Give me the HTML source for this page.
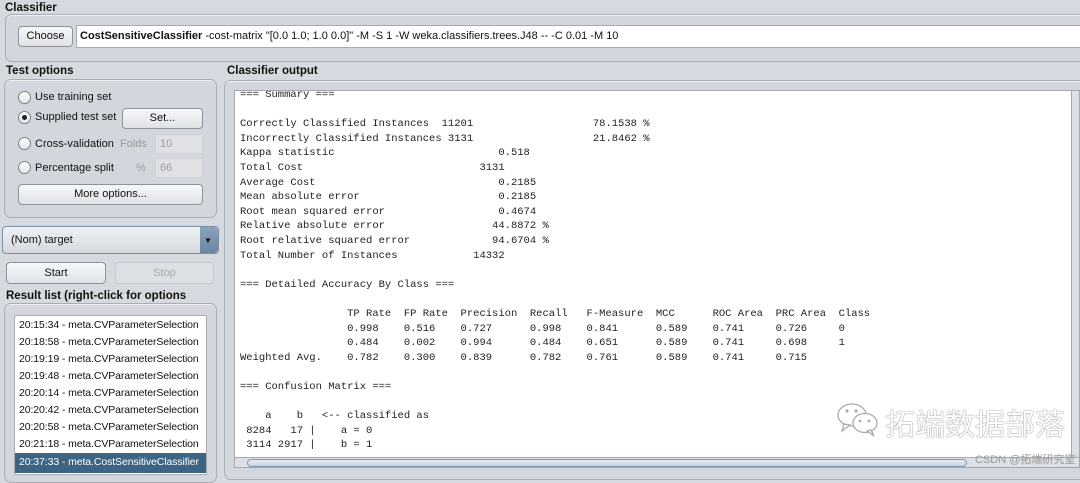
<!DOCTYPE html>
<html><head><meta charset="utf-8"><style>
*{box-sizing:border-box;margin:0;padding:0}
body{width:1080px;height:468px;overflow:hidden;background:#d6d9df;font-family:"Liberation Sans",Arial,sans-serif;font-size:11px;color:#111;position:relative}
.a{position:absolute;white-space:nowrap}
.lbl{font-weight:bold;font-size:11.5px;color:#111}
.grp{border:1px solid #a9adb4;border-radius:7px;background:#d3d6dc;box-shadow:inset 0 1px 0 #eef0f3}
.btn{border:1px solid #8e939a;border-radius:4px;background:linear-gradient(#f6f7f9,#dfe2e7);text-align:center;font-size:11px;line-height:18px}
.radio{width:13px;height:13px;border-radius:50%;border:1px solid #7c8189;background:linear-gradient(#fff,#e4e6ea)}
.field{background:#dfe1e5;border:1px solid #cfd2d6;color:#9a9da2;padding-left:4px;line-height:18px}
pre.out{position:absolute;white-space:pre;font-family:"Liberation Mono",monospace;font-size:10.5px;line-height:14.6px;color:#222}
.item{position:absolute;left:4px;font-size:10.5px;letter-spacing:-0.1px;color:#111;white-space:nowrap}
</style></head><body>
<div class="a lbl" style="left:5px;top:2px">Classifier</div>
<div class="a grp" style="left:5px;top:14px;width:1090px;height:48px"></div>
<div class="a btn" style="left:18px;top:26px;width:55px;height:21px">Choose</div>
<div class="a" style="left:76px;top:25px;width:1010px;height:23px;background:#fff;border:1px solid #a7abb2;padding-left:3px;line-height:21px;font-size:11px;white-space:nowrap"><b>CostSensitiveClassifier</b> -cost-matrix "[0.0 1.0; 1.0 0.0]" -M -S 1 -W weka.classifiers.trees.J48 -- -C 0.01 -M 10</div>

<div class="a lbl" style="left:6px;top:65px">Test options</div>
<div class="a grp" style="left:4px;top:79px;width:213px;height:139px"></div>
<div class="a radio" style="left:18px;top:91px"></div><div class="a" style="left:35px;top:91px">Use training set</div>
<div class="a radio" style="left:18px;top:111px"></div><div class="a" style="left:22px;top:115px;width:5px;height:5px;border-radius:50%;background:#222"></div><div class="a" style="left:35px;top:111px">Supplied test set</div>
<div class="a btn" style="left:122px;top:108px;width:81px;height:21px">Set...</div>
<div class="a radio" style="left:18px;top:137px"></div><div class="a" style="left:35px;top:138px">Cross-validation</div>
<div class="a" style="left:120px;top:138px;color:#999">Folds</div>
<div class="a field" style="left:155px;top:134px;width:48px;height:20px">10</div>
<div class="a radio" style="left:18px;top:161px"></div><div class="a" style="left:35px;top:162px">Percentage split</div>
<div class="a" style="left:136px;top:162px;color:#999">%</div>
<div class="a field" style="left:155px;top:158px;width:48px;height:20px">66</div>
<div class="a btn" style="left:18px;top:184px;width:185px;height:21px">More options...</div>

<div class="a" style="left:2px;top:226px;width:217px;height:28px;border:1px solid #7b8ea3;border-radius:4px;background:linear-gradient(#eef0f3,#d5d9df);padding-left:8px;line-height:26px">(Nom) target</div>
<div class="a" style="left:200px;top:227px;width:18px;height:26px;background:linear-gradient(#8aa2bb,#6a86a3);border-radius:0 4px 4px 0"></div>
<div class="a" style="left:204px;top:236px;font-size:8px;color:#111">▼</div>
<div class="a btn" style="left:6px;top:262px;width:100px;height:22px;line-height:20px">Start</div>
<div class="a btn" style="left:115px;top:262px;width:99px;height:22px;line-height:20px;color:#aaa;border-color:#c5c8cd;background:#dcdfe3">Stop</div>
<div class="a lbl" style="left:6px;top:290px">Result list (right-click for options</div>
<div class="a grp" style="left:4px;top:303px;width:213px;height:180px"></div>
<div class="a" style="left:14px;top:315px;width:193px;height:160px;background:#fff;border:1px solid #a9adb4;overflow:hidden">
<div class="item" style="top:3px">20:15:34 - meta.CVParameterSelection</div>
<div class="item" style="top:20px">20:18:58 - meta.CVParameterSelection</div>
<div class="item" style="top:37px">20:19:19 - meta.CVParameterSelection</div>
<div class="item" style="top:54px">20:19:48 - meta.CVParameterSelection</div>
<div class="item" style="top:71px">20:20:14 - meta.CVParameterSelection</div>
<div class="item" style="top:88px">20:20:42 - meta.CVParameterSelection</div>
<div class="item" style="top:105px">20:20:58 - meta.CVParameterSelection</div>
<div class="item" style="top:122px">20:21:18 - meta.CVParameterSelection</div>
<div class="a" style="left:0;top:137px;width:191px;height:20px;background:#3d6483"></div>
<div class="item" style="top:140px;color:#fff">20:37:33 - meta.CostSensitiveClassifier</div>
</div>

<div class="a lbl" style="left:227px;top:65px">Classifier output</div>
<div class="a grp" style="left:224px;top:80px;width:870px;height:400px"></div>
<div class="a" style="left:234px;top:90px;width:846px;height:378px;background:#fff;border:1px solid #a4a8ae;overflow:hidden">
<pre class="out" style="left:5px;top:-3px">=== Summary ===

Correctly Classified Instances  11201                   78.1538 %
Incorrectly Classified Instances 3131                   21.8462 %
Kappa statistic                          0.518
Total Cost                            3131
Average Cost                             0.2185
Mean absolute error                      0.2185
Root mean squared error                  0.4674
Relative absolute error                 44.8872 %
Root relative squared error             94.6704 %
Total Number of Instances            14332

=== Detailed Accuracy By Class ===

                 TP Rate  FP Rate  Precision  Recall   F-Measure  MCC      ROC Area  PRC Area  Class
                 0.998    0.516    0.727      0.998    0.841      0.589    0.741     0.726     0
                 0.484    0.002    0.994      0.484    0.651      0.589    0.741     0.698     1
Weighted Avg.    0.782    0.300    0.839      0.782    0.761      0.589    0.741     0.715

=== Confusion Matrix ===

    a    b   &lt;-- classified as
 8284   17 |    a = 0
 3114 2917 |    b = 1</pre>
<div class="a" style="right:0;top:0;width:8px;height:368px;background:#dde0e4;border-left:1px solid #a4a8ae"></div>
<div class="a" style="left:0;bottom:0;width:846px;height:10px;background:#dde0e4;border-top:1px solid #a4a8ae"></div>
<div class="a" style="left:12px;bottom:0;width:720px;height:8px;border:1px solid #7f96ad;border-radius:5px;background:linear-gradient(#e9eef4,#c5d2df)"></div>
</div>
<svg class="a" style="left:836px;top:400px" width="46" height="38" viewBox="0 0 46 38"><g fill="#fff" stroke="#aaa" stroke-width="1.3"><ellipse cx="16" cy="15" rx="14" ry="11"/><path d="M8 24 L6 31 L14 25Z"/><ellipse cx="29" cy="23" rx="12" ry="9.5"/><path d="M35 30 L38 36 L31 31Z"/></g><g fill="#aaa"><circle cx="11" cy="11" r="1.6"/><circle cx="20" cy="11" r="1.6"/><circle cx="24" cy="21" r="1.4"/><circle cx="33" cy="21" r="1.4"/></g></svg>
<div class="a" style="left:885px;top:400px;font-size:30px;color:#fff;text-shadow:0 0 1px #777,0 0 1px #777;font-family:'Liberation Sans','Noto Sans CJK SC',sans-serif">拓端数据部落</div>
<div class="a" style="left:975px;top:451px;font-size:11px;color:#999;font-family:'Liberation Sans','Noto Sans CJK SC',sans-serif">CSDN @拓端研究室</div>
</body></html>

--------------------------------

Task requirements: Repeat the lines above exactly, and keep every picture out.

Exercise solution:
Give me the HTML source for this page.
<!DOCTYPE html>
<html><head><meta charset="utf-8"><style>
*{box-sizing:border-box;margin:0;padding:0}
body{width:1080px;height:468px;overflow:hidden;background:#d6d9df;font-family:"Liberation Sans",Arial,sans-serif;font-size:11px;color:#111;position:relative}
.a{position:absolute;white-space:nowrap}
.lbl{font-weight:bold;font-size:11.5px;color:#111}
.grp{border:1px solid #a9adb4;border-radius:7px;background:#d3d6dc;box-shadow:inset 0 1px 0 #eef0f3}
.btn{border:1px solid #8e939a;border-radius:4px;background:linear-gradient(#f6f7f9,#dfe2e7);text-align:center;font-size:11px;line-height:18px}
.radio{width:13px;height:13px;border-radius:50%;border:1px solid #7c8189;background:linear-gradient(#fff,#e4e6ea)}
.field{background:#dfe1e5;border:1px solid #cfd2d6;color:#9a9da2;padding-left:4px;line-height:18px}
pre.out{position:absolute;white-space:pre;font-family:"Liberation Mono",monospace;font-size:10.5px;line-height:14.6px;color:#222}
.item{position:absolute;left:4px;font-size:10.5px;letter-spacing:-0.1px;color:#111;white-space:nowrap}
</style></head><body>
<div class="a lbl" style="left:5px;top:2px">Classifier</div>
<div class="a grp" style="left:5px;top:14px;width:1090px;height:48px"></div>
<div class="a btn" style="left:18px;top:26px;width:55px;height:21px">Choose</div>
<div class="a" style="left:76px;top:25px;width:1010px;height:23px;background:#fff;border:1px solid #a7abb2;padding-left:3px;line-height:21px;font-size:11px;white-space:nowrap"><b>CostSensitiveClassifier</b> -cost-matrix "[0.0 1.0; 1.0 0.0]" -M -S 1 -W weka.classifiers.trees.J48 -- -C 0.01 -M 10</div>

<div class="a lbl" style="left:6px;top:65px">Test options</div>
<div class="a grp" style="left:4px;top:79px;width:213px;height:139px"></div>
<div class="a radio" style="left:18px;top:91px"></div><div class="a" style="left:35px;top:91px">Use training set</div>
<div class="a radio" style="left:18px;top:111px"></div><div class="a" style="left:22px;top:115px;width:5px;height:5px;border-radius:50%;background:#222"></div><div class="a" style="left:35px;top:111px">Supplied test set</div>
<div class="a btn" style="left:122px;top:108px;width:81px;height:21px">Set...</div>
<div class="a radio" style="left:18px;top:137px"></div><div class="a" style="left:35px;top:138px">Cross-validation</div>
<div class="a" style="left:120px;top:138px;color:#999">Folds</div>
<div class="a field" style="left:155px;top:134px;width:48px;height:20px">10</div>
<div class="a radio" style="left:18px;top:161px"></div><div class="a" style="left:35px;top:162px">Percentage split</div>
<div class="a" style="left:136px;top:162px;color:#999">%</div>
<div class="a field" style="left:155px;top:158px;width:48px;height:20px">66</div>
<div class="a btn" style="left:18px;top:184px;width:185px;height:21px">More options...</div>

<div class="a" style="left:2px;top:226px;width:217px;height:28px;border:1px solid #7b8ea3;border-radius:4px;background:linear-gradient(#eef0f3,#d5d9df);padding-left:8px;line-height:26px">(Nom) target</div>
<div class="a" style="left:200px;top:227px;width:18px;height:26px;background:linear-gradient(#8aa2bb,#6a86a3);border-radius:0 4px 4px 0"></div>
<div class="a" style="left:204px;top:236px;font-size:8px;color:#111">▼</div>
<div class="a btn" style="left:6px;top:262px;width:100px;height:22px;line-height:20px">Start</div>
<div class="a btn" style="left:115px;top:262px;width:99px;height:22px;line-height:20px;color:#aaa;border-color:#c5c8cd;background:#dcdfe3">Stop</div>
<div class="a lbl" style="left:6px;top:290px">Result list (right-click for options</div>
<div class="a grp" style="left:4px;top:303px;width:213px;height:180px"></div>
<div class="a" style="left:14px;top:315px;width:193px;height:160px;background:#fff;border:1px solid #a9adb4;overflow:hidden">
<div class="item" style="top:3px">20:15:34 - meta.CVParameterSelection</div>
<div class="item" style="top:20px">20:18:58 - meta.CVParameterSelection</div>
<div class="item" style="top:37px">20:19:19 - meta.CVParameterSelection</div>
<div class="item" style="top:54px">20:19:48 - meta.CVParameterSelection</div>
<div class="item" style="top:71px">20:20:14 - meta.CVParameterSelection</div>
<div class="item" style="top:88px">20:20:42 - meta.CVParameterSelection</div>
<div class="item" style="top:105px">20:20:58 - meta.CVParameterSelection</div>
<div class="item" style="top:122px">20:21:18 - meta.CVParameterSelection</div>
<div class="a" style="left:0;top:137px;width:191px;height:20px;background:#3d6483"></div>
<div class="item" style="top:140px;color:#fff">20:37:33 - meta.CostSensitiveClassifier</div>
</div>

<div class="a lbl" style="left:227px;top:65px">Classifier output</div>
<div class="a grp" style="left:224px;top:80px;width:870px;height:400px"></div>
<div class="a" style="left:234px;top:90px;width:846px;height:378px;background:#fff;border:1px solid #a4a8ae;overflow:hidden">
<pre class="out" style="left:5px;top:-3px">=== Summary ===

Correctly Classified Instances  11201                   78.1538 %
Incorrectly Classified Instances 3131                   21.8462 %
Kappa statistic                          0.518
Total Cost                            3131
Average Cost                             0.2185
Mean absolute error                      0.2185
Root mean squared error                  0.4674
Relative absolute error                 44.8872 %
Root relative squared error             94.6704 %
Total Number of Instances            14332

=== Detailed Accuracy By Class ===

                 TP Rate  FP Rate  Precision  Recall   F-Measure  MCC      ROC Area  PRC Area  Class
                 0.998    0.516    0.727      0.998    0.841      0.589    0.741     0.726     0
                 0.484    0.002    0.994      0.484    0.651      0.589    0.741     0.698     1
Weighted Avg.    0.782    0.300    0.839      0.782    0.761      0.589    0.741     0.715

=== Confusion Matrix ===

    a    b   &lt;-- classified as
 8284   17 |    a = 0
 3114 2917 |    b = 1</pre>
<div class="a" style="right:0;top:0;width:8px;height:368px;background:#dde0e4;border-left:1px solid #a4a8ae"></div>
<div class="a" style="left:0;bottom:0;width:846px;height:10px;background:#dde0e4;border-top:1px solid #a4a8ae"></div>
<div class="a" style="left:12px;bottom:0;width:720px;height:8px;border:1px solid #7f96ad;border-radius:5px;background:linear-gradient(#e9eef4,#c5d2df)"></div>
</div>
<svg class="a" style="left:836px;top:400px" width="46" height="38" viewBox="0 0 46 38"><g fill="#fff" stroke="#aaa" stroke-width="1.3"><ellipse cx="16" cy="15" rx="14" ry="11"/><path d="M8 24 L6 31 L14 25Z"/><ellipse cx="29" cy="23" rx="12" ry="9.5"/><path d="M35 30 L38 36 L31 31Z"/></g><g fill="#aaa"><circle cx="11" cy="11" r="1.6"/><circle cx="20" cy="11" r="1.6"/><circle cx="24" cy="21" r="1.4"/><circle cx="33" cy="21" r="1.4"/></g></svg>
<div class="a" style="left:885px;top:400px;font-size:30px;color:#fff;text-shadow:0 0 1px #777,0 0 1px #777;font-family:'Liberation Sans','Noto Sans CJK SC',sans-serif">拓端数据部落</div>
<div class="a" style="left:975px;top:451px;font-size:11px;color:#999;font-family:'Liberation Sans','Noto Sans CJK SC',sans-serif">CSDN @拓端研究室</div>
</body></html>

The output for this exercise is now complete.